TASK PROMPT → Take the entries below and print only the lines from the one with "Write the React" through the one with "204Q322 195 349", exactly as they stand, both ends included.

+++ DATA FOR THIS TASK +++

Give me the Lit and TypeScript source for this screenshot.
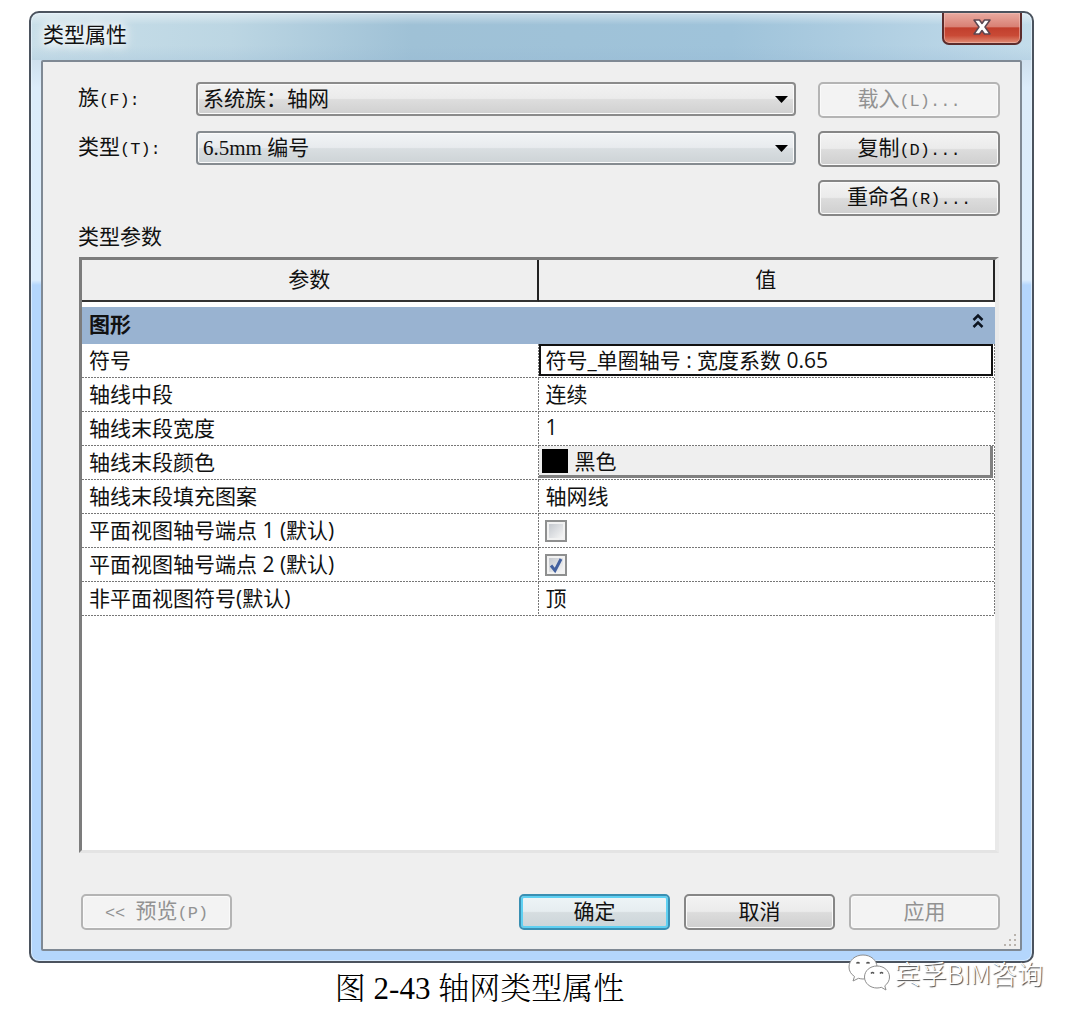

+++
+++ DATA FOR THIS TASK +++

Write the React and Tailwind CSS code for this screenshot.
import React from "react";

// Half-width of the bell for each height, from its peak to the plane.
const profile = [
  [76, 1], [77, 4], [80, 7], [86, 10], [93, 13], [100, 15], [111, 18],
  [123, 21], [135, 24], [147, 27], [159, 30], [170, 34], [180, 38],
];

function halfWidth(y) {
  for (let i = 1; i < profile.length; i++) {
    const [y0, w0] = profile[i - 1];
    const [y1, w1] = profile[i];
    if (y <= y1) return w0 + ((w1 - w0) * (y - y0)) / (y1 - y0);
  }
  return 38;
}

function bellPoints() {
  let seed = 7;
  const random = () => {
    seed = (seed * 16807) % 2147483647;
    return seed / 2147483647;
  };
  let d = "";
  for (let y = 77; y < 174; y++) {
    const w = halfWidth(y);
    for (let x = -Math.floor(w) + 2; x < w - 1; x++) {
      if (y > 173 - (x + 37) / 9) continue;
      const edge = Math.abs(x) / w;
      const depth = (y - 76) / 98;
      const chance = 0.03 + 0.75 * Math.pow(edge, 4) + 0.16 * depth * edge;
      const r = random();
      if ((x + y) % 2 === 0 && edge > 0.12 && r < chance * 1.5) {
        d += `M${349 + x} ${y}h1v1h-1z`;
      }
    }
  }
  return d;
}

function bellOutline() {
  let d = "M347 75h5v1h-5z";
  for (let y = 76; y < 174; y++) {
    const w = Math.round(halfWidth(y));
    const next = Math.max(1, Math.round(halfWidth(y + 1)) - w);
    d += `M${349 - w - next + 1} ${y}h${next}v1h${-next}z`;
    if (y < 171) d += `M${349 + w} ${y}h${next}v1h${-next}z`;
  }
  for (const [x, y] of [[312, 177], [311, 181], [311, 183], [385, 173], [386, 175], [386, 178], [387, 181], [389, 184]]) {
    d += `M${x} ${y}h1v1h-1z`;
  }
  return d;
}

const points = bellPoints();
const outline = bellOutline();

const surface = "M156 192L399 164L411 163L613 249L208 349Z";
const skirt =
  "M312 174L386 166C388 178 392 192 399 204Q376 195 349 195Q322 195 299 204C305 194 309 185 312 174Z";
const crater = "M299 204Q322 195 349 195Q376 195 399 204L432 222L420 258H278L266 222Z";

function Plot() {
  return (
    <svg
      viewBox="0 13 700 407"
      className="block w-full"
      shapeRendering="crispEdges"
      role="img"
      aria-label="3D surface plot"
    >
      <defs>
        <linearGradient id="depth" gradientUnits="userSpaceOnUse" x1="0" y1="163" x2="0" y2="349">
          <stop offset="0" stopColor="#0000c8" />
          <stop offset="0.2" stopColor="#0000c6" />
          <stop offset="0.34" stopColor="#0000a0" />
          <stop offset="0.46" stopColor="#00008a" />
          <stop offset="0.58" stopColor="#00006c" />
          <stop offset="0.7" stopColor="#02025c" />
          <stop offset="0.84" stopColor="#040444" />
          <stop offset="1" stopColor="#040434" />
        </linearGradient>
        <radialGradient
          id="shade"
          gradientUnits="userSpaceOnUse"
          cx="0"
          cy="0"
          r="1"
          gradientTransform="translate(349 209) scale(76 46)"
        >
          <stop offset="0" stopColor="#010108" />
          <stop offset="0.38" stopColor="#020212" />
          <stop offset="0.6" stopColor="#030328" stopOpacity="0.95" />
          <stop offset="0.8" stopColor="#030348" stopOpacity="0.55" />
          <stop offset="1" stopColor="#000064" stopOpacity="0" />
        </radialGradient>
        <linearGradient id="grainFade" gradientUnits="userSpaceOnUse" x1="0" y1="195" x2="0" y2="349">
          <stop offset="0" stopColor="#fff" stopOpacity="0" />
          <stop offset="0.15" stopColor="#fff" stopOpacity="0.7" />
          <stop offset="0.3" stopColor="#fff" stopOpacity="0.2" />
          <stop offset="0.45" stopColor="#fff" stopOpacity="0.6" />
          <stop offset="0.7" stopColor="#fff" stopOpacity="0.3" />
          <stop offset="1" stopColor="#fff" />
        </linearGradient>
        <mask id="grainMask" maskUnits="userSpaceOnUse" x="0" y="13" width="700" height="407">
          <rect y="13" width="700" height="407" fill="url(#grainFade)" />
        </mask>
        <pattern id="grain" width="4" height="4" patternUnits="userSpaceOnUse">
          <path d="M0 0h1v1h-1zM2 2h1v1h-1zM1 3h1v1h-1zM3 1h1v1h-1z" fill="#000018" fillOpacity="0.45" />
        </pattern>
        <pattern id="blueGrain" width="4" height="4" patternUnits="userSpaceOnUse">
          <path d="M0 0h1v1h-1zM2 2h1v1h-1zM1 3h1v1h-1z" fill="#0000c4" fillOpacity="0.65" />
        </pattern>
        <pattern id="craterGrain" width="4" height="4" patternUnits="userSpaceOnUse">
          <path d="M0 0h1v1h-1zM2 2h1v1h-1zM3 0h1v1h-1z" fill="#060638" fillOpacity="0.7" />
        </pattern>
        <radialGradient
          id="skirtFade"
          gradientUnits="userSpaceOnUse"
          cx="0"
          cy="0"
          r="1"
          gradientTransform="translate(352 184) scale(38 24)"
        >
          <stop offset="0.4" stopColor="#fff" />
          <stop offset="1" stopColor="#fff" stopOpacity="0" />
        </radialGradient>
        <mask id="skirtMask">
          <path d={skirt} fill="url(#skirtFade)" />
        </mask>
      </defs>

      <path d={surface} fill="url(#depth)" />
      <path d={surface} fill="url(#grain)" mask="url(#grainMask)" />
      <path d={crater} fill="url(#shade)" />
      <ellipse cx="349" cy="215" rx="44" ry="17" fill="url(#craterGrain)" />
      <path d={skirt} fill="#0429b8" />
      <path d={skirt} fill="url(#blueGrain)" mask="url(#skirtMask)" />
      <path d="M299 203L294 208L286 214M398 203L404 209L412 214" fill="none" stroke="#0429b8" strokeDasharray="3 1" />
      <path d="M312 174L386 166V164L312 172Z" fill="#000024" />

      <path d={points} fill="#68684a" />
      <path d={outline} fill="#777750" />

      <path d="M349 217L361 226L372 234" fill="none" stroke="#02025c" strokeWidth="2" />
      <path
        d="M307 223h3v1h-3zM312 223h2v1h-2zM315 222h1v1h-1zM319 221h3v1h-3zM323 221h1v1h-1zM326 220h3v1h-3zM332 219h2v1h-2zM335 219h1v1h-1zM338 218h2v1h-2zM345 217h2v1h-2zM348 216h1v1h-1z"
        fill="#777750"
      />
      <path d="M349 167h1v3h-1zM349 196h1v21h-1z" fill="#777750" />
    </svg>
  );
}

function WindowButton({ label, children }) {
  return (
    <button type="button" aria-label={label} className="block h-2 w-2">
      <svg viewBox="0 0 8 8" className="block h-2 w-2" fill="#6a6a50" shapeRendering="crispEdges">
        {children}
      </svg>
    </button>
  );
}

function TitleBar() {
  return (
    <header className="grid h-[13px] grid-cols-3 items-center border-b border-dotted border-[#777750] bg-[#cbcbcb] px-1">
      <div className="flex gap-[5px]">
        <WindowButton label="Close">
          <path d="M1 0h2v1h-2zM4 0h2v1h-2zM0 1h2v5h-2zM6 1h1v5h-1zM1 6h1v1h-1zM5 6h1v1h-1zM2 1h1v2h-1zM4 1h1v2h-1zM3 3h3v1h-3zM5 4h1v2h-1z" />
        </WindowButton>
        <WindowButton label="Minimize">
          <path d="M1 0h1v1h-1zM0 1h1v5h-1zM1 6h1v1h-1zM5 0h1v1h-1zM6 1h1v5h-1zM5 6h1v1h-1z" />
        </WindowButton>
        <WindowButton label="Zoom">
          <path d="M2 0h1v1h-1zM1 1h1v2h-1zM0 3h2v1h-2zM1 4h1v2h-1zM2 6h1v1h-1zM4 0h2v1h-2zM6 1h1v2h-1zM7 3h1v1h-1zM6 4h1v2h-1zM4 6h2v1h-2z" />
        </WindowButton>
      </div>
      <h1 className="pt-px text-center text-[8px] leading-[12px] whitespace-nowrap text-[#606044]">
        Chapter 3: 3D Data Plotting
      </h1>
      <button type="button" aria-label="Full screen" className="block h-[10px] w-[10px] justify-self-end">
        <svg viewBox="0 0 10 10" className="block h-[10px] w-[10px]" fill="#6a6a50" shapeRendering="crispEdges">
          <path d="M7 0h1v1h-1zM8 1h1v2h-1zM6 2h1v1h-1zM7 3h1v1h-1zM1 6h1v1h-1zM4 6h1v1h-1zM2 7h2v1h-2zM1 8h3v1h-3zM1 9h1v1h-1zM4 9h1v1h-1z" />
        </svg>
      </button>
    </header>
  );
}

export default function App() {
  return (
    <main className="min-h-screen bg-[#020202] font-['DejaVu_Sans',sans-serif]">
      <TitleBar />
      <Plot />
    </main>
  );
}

+++

FULL RESPONSE →
Write the React and Tailwind CSS code for this screenshot.
import React from "react";

// Half-width of the bell for each height, from its peak to the plane.
const profile = [
  [76, 1], [77, 4], [80, 7], [86, 10], [93, 13], [100, 15], [111, 18],
  [123, 21], [135, 24], [147, 27], [159, 30], [170, 34], [180, 38],
];

function halfWidth(y) {
  for (let i = 1; i < profile.length; i++) {
    const [y0, w0] = profile[i - 1];
    const [y1, w1] = profile[i];
    if (y <= y1) return w0 + ((w1 - w0) * (y - y0)) / (y1 - y0);
  }
  return 38;
}

function bellPoints() {
  let seed = 7;
  const random = () => {
    seed = (seed * 16807) % 2147483647;
    return seed / 2147483647;
  };
  let d = "";
  for (let y = 77; y < 174; y++) {
    const w = halfWidth(y);
    for (let x = -Math.floor(w) + 2; x < w - 1; x++) {
      if (y > 173 - (x + 37) / 9) continue;
      const edge = Math.abs(x) / w;
      const depth = (y - 76) / 98;
      const chance = 0.03 + 0.75 * Math.pow(edge, 4) + 0.16 * depth * edge;
      const r = random();
      if ((x + y) % 2 === 0 && edge > 0.12 && r < chance * 1.5) {
        d += `M${349 + x} ${y}h1v1h-1z`;
      }
    }
  }
  return d;
}

function bellOutline() {
  let d = "M347 75h5v1h-5z";
  for (let y = 76; y < 174; y++) {
    const w = Math.round(halfWidth(y));
    const next = Math.max(1, Math.round(halfWidth(y + 1)) - w);
    d += `M${349 - w - next + 1} ${y}h${next}v1h${-next}z`;
    if (y < 171) d += `M${349 + w} ${y}h${next}v1h${-next}z`;
  }
  for (const [x, y] of [[312, 177], [311, 181], [311, 183], [385, 173], [386, 175], [386, 178], [387, 181], [389, 184]]) {
    d += `M${x} ${y}h1v1h-1z`;
  }
  return d;
}

const points = bellPoints();
const outline = bellOutline();

const surface = "M156 192L399 164L411 163L613 249L208 349Z";
const skirt =
  "M312 174L386 166C388 178 392 192 399 204Q376 195 349 195Q322 195 299 204C305 194 309 185 312 174Z";
const crater = "M299 204Q322 195 349 195Q376 195 399 204L432 222L420 258H278L266 222Z";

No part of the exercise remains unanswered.